• DIRECTION: Reproduce all the lines below exactly and omit the images.
>> start SUPPLIED INFORMATION
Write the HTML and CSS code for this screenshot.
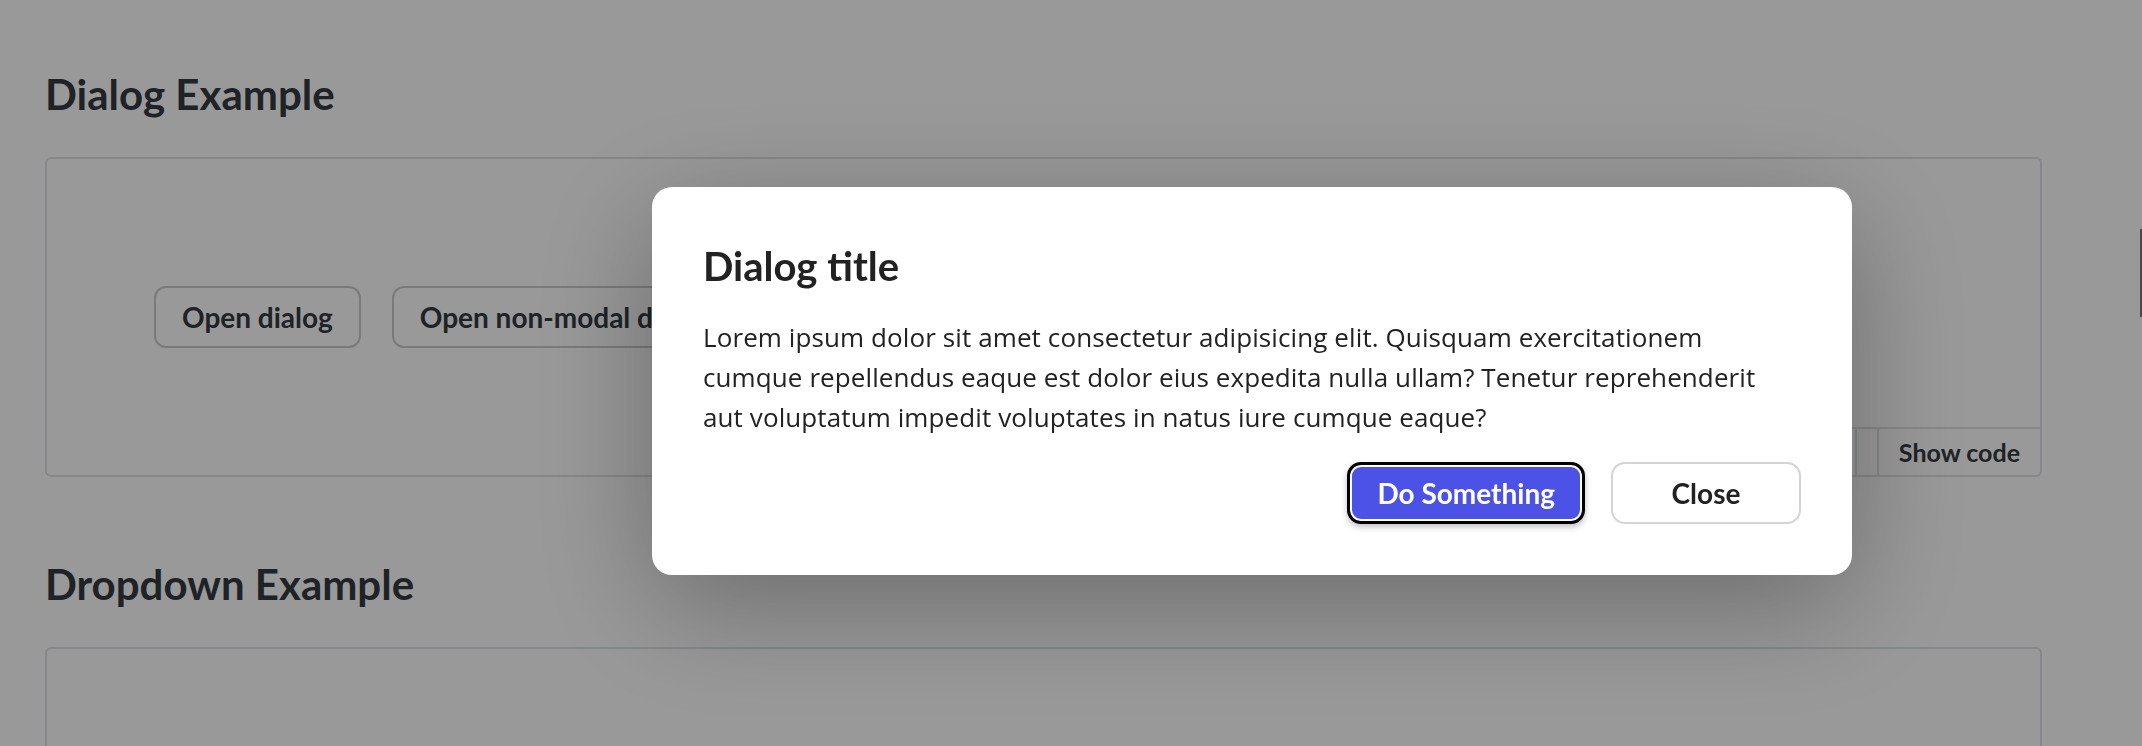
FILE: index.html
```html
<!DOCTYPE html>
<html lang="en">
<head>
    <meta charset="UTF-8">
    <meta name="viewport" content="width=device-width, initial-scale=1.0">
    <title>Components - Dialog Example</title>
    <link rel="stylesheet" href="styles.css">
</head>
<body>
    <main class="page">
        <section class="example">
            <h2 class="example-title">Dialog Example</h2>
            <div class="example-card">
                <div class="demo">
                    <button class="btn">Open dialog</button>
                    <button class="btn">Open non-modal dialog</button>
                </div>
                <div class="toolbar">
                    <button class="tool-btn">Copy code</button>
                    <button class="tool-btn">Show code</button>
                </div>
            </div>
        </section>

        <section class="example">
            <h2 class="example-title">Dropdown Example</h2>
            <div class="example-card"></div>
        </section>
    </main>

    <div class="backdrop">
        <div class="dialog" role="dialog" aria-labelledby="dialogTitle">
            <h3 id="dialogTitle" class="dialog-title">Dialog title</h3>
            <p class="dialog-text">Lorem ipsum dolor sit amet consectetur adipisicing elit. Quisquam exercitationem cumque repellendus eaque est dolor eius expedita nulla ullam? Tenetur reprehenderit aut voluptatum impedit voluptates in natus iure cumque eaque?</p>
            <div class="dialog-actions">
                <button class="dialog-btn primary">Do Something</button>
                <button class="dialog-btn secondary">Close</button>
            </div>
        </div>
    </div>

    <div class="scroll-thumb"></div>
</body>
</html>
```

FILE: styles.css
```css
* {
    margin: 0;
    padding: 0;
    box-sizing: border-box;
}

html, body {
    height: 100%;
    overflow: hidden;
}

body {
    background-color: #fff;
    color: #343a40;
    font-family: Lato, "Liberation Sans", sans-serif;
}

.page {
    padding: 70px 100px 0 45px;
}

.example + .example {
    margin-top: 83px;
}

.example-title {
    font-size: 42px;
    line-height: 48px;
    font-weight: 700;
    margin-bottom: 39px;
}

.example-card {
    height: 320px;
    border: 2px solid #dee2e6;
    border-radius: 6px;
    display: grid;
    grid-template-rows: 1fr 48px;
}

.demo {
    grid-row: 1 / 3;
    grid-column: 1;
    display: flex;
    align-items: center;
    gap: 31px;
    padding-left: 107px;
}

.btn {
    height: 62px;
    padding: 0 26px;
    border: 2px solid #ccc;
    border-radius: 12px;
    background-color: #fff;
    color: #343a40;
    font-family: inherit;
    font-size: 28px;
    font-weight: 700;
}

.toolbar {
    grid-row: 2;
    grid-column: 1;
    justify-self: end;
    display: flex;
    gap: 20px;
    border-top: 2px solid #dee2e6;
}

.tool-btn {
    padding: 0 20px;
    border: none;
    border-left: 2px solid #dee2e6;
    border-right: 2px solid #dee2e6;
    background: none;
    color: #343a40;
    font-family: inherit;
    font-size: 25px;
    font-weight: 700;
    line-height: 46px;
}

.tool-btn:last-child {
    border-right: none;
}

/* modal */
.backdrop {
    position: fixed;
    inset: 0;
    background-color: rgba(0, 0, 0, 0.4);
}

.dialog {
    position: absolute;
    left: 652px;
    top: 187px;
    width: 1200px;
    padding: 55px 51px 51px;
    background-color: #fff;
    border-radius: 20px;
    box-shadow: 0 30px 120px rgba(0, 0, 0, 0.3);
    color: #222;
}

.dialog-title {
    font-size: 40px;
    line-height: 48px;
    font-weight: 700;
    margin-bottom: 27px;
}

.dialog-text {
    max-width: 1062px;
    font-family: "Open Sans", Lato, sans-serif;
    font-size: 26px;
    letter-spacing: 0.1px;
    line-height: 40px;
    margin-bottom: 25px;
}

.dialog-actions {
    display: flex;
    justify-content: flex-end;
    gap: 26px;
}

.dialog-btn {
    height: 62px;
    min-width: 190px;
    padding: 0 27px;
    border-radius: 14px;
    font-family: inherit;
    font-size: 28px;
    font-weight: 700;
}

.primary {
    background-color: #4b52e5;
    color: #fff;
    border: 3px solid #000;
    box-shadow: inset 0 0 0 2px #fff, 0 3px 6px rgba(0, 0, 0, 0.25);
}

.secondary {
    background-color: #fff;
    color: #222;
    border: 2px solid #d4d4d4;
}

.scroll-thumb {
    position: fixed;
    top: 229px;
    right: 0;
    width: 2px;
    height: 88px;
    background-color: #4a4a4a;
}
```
>> end SUPPLIED INFORMATION
• EXERCISE RESPONSE:
Write the HTML and CSS code for this screenshot.
FILE: index.html
```html
<!DOCTYPE html>
<html lang="en">
<head>
    <meta charset="UTF-8">
    <meta name="viewport" content="width=device-width, initial-scale=1.0">
    <title>Components - Dialog Example</title>
    <link rel="stylesheet" href="styles.css">
</head>
<body>
    <main class="page">
        <section class="example">
            <h2 class="example-title">Dialog Example</h2>
            <div class="example-card">
                <div class="demo">
                    <button class="btn">Open dialog</button>
                    <button class="btn">Open non-modal dialog</button>
                </div>
                <div class="toolbar">
                    <button class="tool-btn">Copy code</button>
                    <button class="tool-btn">Show code</button>
                </div>
            </div>
        </section>

        <section class="example">
            <h2 class="example-title">Dropdown Example</h2>
            <div class="example-card"></div>
        </section>
    </main>

    <div class="backdrop">
        <div class="dialog" role="dialog" aria-labelledby="dialogTitle">
            <h3 id="dialogTitle" class="dialog-title">Dialog title</h3>
            <p class="dialog-text">Lorem ipsum dolor sit amet consectetur adipisicing elit. Quisquam exercitationem cumque repellendus eaque est dolor eius expedita nulla ullam? Tenetur reprehenderit aut voluptatum impedit voluptates in natus iure cumque eaque?</p>
            <div class="dialog-actions">
                <button class="dialog-btn primary">Do Something</button>
                <button class="dialog-btn secondary">Close</button>
            </div>
        </div>
    </div>

    <div class="scroll-thumb"></div>
</body>
</html>
```

FILE: styles.css
```css
* {
    margin: 0;
    padding: 0;
    box-sizing: border-box;
}

html, body {
    height: 100%;
    overflow: hidden;
}

body {
    background-color: #fff;
    color: #343a40;
    font-family: Lato, "Liberation Sans", sans-serif;
}

.page {
    padding: 70px 100px 0 45px;
}

.example + .example {
    margin-top: 83px;
}

.example-title {
    font-size: 42px;
    line-height: 48px;
    font-weight: 700;
    margin-bottom: 39px;
}

.example-card {
    height: 320px;
    border: 2px solid #dee2e6;
    border-radius: 6px;
    display: grid;
    grid-template-rows: 1fr 48px;
}

.demo {
    grid-row: 1 / 3;
    grid-column: 1;
    display: flex;
    align-items: center;
    gap: 31px;
    padding-left: 107px;
}

.btn {
    height: 62px;
    padding: 0 26px;
    border: 2px solid #ccc;
    border-radius: 12px;
    background-color: #fff;
    color: #343a40;
    font-family: inherit;
    font-size: 28px;
    font-weight: 700;
}

.toolbar {
    grid-row: 2;
    grid-column: 1;
    justify-self: end;
    display: flex;
    gap: 20px;
    border-top: 2px solid #dee2e6;
}

.tool-btn {
    padding: 0 20px;
    border: none;
    border-left: 2px solid #dee2e6;
    border-right: 2px solid #dee2e6;
    background: none;
    color: #343a40;
    font-family: inherit;
    font-size: 25px;
    font-weight: 700;
    line-height: 46px;
}

.tool-btn:last-child {
    border-right: none;
}

/* modal */
.backdrop {
    position: fixed;
    inset: 0;
    background-color: rgba(0, 0, 0, 0.4);
}

.dialog {
    position: absolute;
    left: 652px;
    top: 187px;
    width: 1200px;
    padding: 55px 51px 51px;
    background-color: #fff;
    border-radius: 20px;
    box-shadow: 0 30px 120px rgba(0, 0, 0, 0.3);
    color: #222;
}

.dialog-title {
    font-size: 40px;
    line-height: 48px;
    font-weight: 700;
    margin-bottom: 27px;
}

.dialog-text {
    max-width: 1062px;
    font-family: "Open Sans", Lato, sans-serif;
    font-size: 26px;
    letter-spacing: 0.1px;
    line-height: 40px;
    margin-bottom: 25px;
}

.dialog-actions {
    display: flex;
    justify-content: flex-end;
    gap: 26px;
}

.dialog-btn {
    height: 62px;
    min-width: 190px;
    padding: 0 27px;
    border-radius: 14px;
    font-family: inherit;
    font-size: 28px;
    font-weight: 700;
}

.primary {
    background-color: #4b52e5;
    color: #fff;
    border: 3px solid #000;
    box-shadow: inset 0 0 0 2px #fff, 0 3px 6px rgba(0, 0, 0, 0.25);
}

.secondary {
    background-color: #fff;
    color: #222;
    border: 2px solid #d4d4d4;
}

.scroll-thumb {
    position: fixed;
    top: 229px;
    right: 0;
    width: 2px;
    height: 88px;
    background-color: #4a4a4a;
}
```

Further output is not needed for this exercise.